If not, I'm thinking about how to be sure I don't have duplicate work
IDs.  Here's the scenario:

1. We query xISBN for a particular book and get a set of related ISBNs.

2. We check the catalog and derive a set of related ISBNs in our
catalog.

3. We cache this derived set by assigning an auto-incrementing sequence
number to that set and linking it to each member of the derived set.

4. A new edition of the same work becomes available.  We add it to our
catalog.  When we query the local xISBN server, it finds no matching
records.  So we query xISBN and get the set consisting of all the old
ISBNs plus the ISBN of the new edition.

5. We check this new result set against the catalog and cache the result
by assigning an auto-incrementing sequence number.

6. Someone looks up one of the old editions.

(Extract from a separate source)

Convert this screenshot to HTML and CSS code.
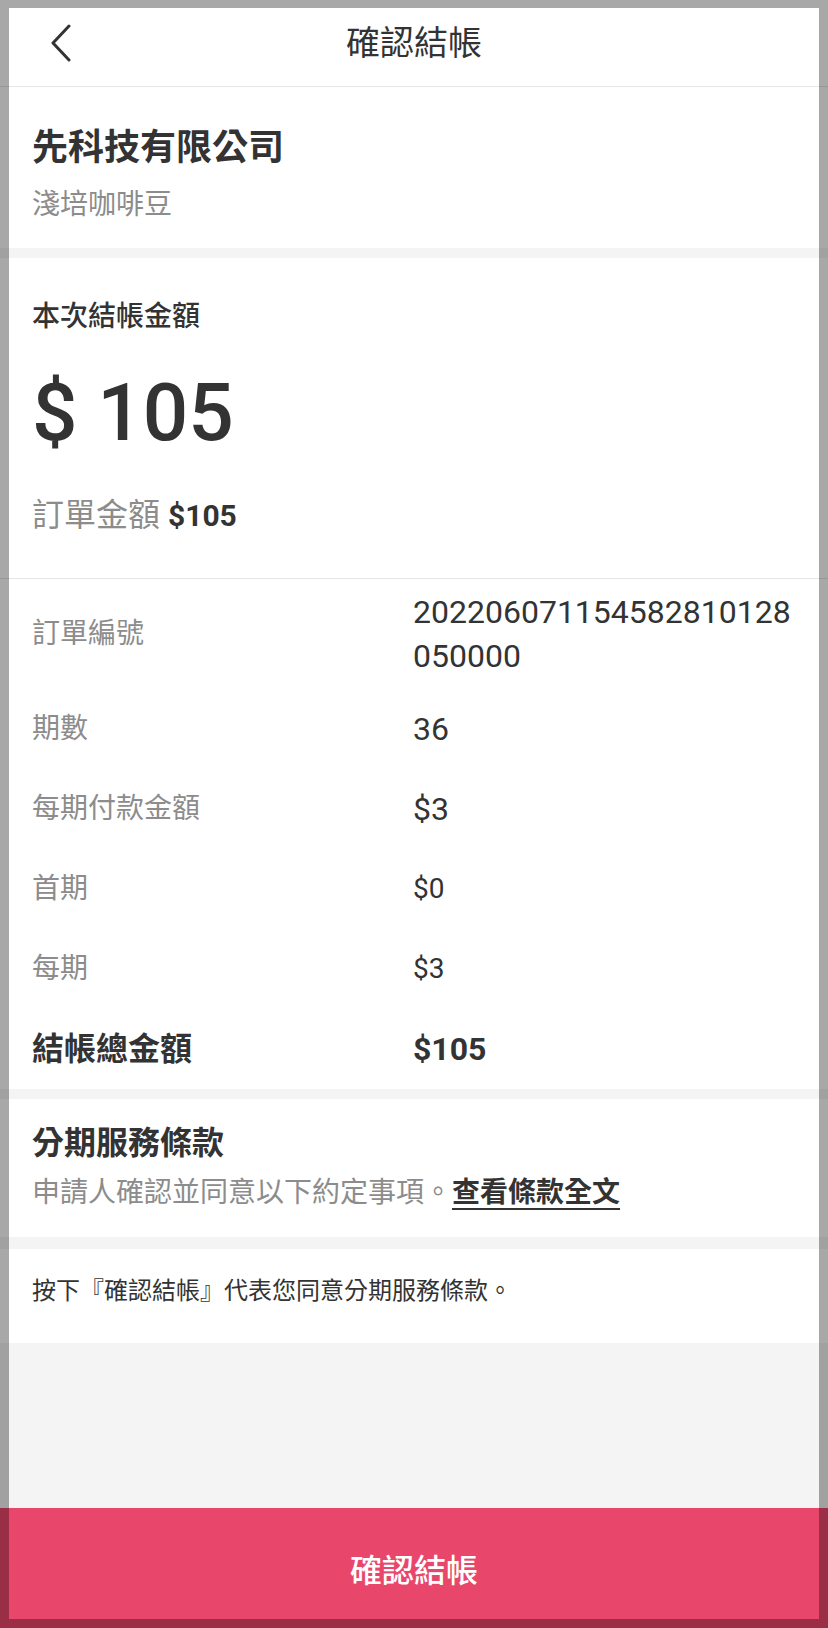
FILE: index.html
```html
<!DOCTYPE html>
<html lang="zh-Hant">
<head>
    <meta charset="UTF-8">
    <meta name="viewport" content="width=device-width, initial-scale=1.0">
    <title>確認結帳</title>
    <link rel="stylesheet" href="styles.css">
</head>
<body>
    <header class="topbar">
        <button class="back" aria-label="返回">
            <svg width="22" height="38" viewBox="0 0 22 38">
                <polyline points="19,2 3,19 19,36" fill="none" stroke="#333" stroke-width="3" stroke-linecap="round" stroke-linejoin="round"/>
            </svg>
        </button>
        <h1 class="title">確認結帳</h1>
        <div></div>
    </header>

    <main class="content">
        <section class="card merchant">
            <div class="merchant-name">先科技有限公司</div>
            <div class="merchant-item">淺培咖啡豆</div>
        </section>

        <section class="card amount">
            <div class="amount-label">本次結帳金額</div>
            <div class="amount-value">$ 105</div>
            <div class="amount-order"><span class="muted">訂單金額</span> <b>$105</b></div>
        </section>

        <section class="card details">
            <div class="row row-first">
                <div class="row-label">訂單編號</div>
                <div class="row-value order-no">202206071154582810128050000</div>
            </div>
            <div class="row">
                <div class="row-label">期數</div>
                <div class="row-value">36</div>
            </div>
            <div class="row">
                <div class="row-label">每期付款金額</div>
                <div class="row-value">$3</div>
            </div>
            <div class="row">
                <div class="row-label">首期</div>
                <div class="row-value small">$0</div>
            </div>
            <div class="row">
                <div class="row-label">每期</div>
                <div class="row-value small">$3</div>
            </div>
            <div class="row row-total">
                <div class="row-label">結帳總金額</div>
                <div class="row-value">$105</div>
            </div>
        </section>

        <section class="card terms">
            <div class="terms-title">分期服務條款</div>
            <div class="terms-text">申請人確認並同意以下約定事項。<a href="#" class="terms-link">查看條款全文</a></div>
        </section>

        <section class="card notice">
            按下『確認結帳』代表您同意分期服務條款。
        </section>
    </main>

    <footer class="footer">
        <button class="confirm">確認結帳</button>
    </footer>

    <div class="frame"></div>
</body>
</html>
```

FILE: styles.css
```css
* {
    box-sizing: border-box;
}
body {
    margin: 0;
    min-height: 100vh;
    display: flex;
    flex-direction: column;
    background-color: #f4f4f4;
    font-family: Roboto, "Noto Sans CJK TC", sans-serif;
    color: #333;
}
.topbar {
    height: 87px;
    background-color: #fff;
    border-bottom: 1px solid #e6e6e6;
    display: grid;
    grid-template-columns: 1fr auto 1fr;
    align-items: center;
}
.back {
    justify-self: start;
    margin-left: 50px;
    padding: 0;
    border: none;
    background: none;
    display: flex;
}
.title {
    margin: 0;
    font-size: 34px;
    font-weight: 400;
    line-height: 44px;
    color: #333;
}
.card {
    background-color: #fff;
    padding: 0 32px;
}
.merchant {
    padding-top: 36px;
    padding-bottom: 23px;
    margin-bottom: 10px;
}
.merchant-name {
    font-size: 36px;
    font-weight: 700;
    line-height: 50px;
}
.merchant-item {
    margin-top: 12px;
    font-size: 28px;
    line-height: 40px;
    color: #8c8c8c;
}
.amount {
    padding-top: 39px;
    padding-bottom: 40px;
    border-bottom: 1px solid #e6e6e6;
}
.amount-label {
    font-size: 28px;
    font-weight: 500;
    line-height: 40px;
}
.amount-value {
    margin-top: 26px;
    font-size: 80px;
    font-weight: 500;
    line-height: 100px;
}
.amount-order {
    margin-top: 30px;
    font-size: 32px;
    line-height: 44px;
}
.amount-order b {
    font-size: 30px;
    font-weight: 700;
}
.muted {
    color: #8c8c8c;
}
.details {
    margin-bottom: 10px;
}
.row {
    display: grid;
    grid-template-columns: 381px 1fr;
    align-items: center;
    padding: 18px 0;
}
.row-first {
    padding: 11px 0;
}
.row-label {
    font-size: 28px;
    line-height: 44px;
    color: #8c8c8c;
}
.row-value {
    font-size: 32px;
    line-height: 44px;
    color: #333;
}
.row-value.small {
    font-size: 28px;
}
.order-no {
    word-break: break-all;
}
.row-total .row-label,
.row-total .row-value {
    font-size: 32px;
    font-weight: 700;
    color: #333;
}
.terms {
    padding-top: 22px;
    padding-bottom: 24px;
    margin-bottom: 12px;
}
.terms-title {
    font-size: 32px;
    font-weight: 700;
    line-height: 44px;
}
.terms-text {
    margin-top: 8px;
    font-size: 28px;
    line-height: 40px;
    color: #8c8c8c;
}
.terms-link {
    color: #333;
    font-weight: 700;
    text-decoration: underline;
    text-decoration-thickness: 2px;
    text-underline-offset: 6px;
}
.notice {
    padding-top: 24px;
    padding-bottom: 34px;
    font-size: 24px;
    line-height: 36px;
}
.footer {
    margin-top: auto;
}
.confirm {
    width: 100%;
    height: 120px;
    border: none;
    background-color: #e8476b;
    color: #fff;
    font-family: inherit;
    font-size: 32px;
    font-weight: 500;
    padding-bottom: 2px;
}
.frame {
    position: fixed;
    inset: 0;
    border-style: solid;
    border-color: rgba(0, 0, 0, 0.34);
    border-width: 8px 9px 9px 9px;
    pointer-events: none;
}
```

7. We query the local cache and find... What?  Duplicate ISBNs that we
have to de-dupe on the fly each time?  Inelegant, to be sure.

That's why I'd love to know whether the xISBN database uses a common
identifier for each set of ISBNs, and whether (and I know 'pretty
please' is a poor justification for changing an API) it might be exposed
for this reason.

Am I making an invalid assumption here?  Or might there be a way to
tweak the algorithm so that we don't run into this problem?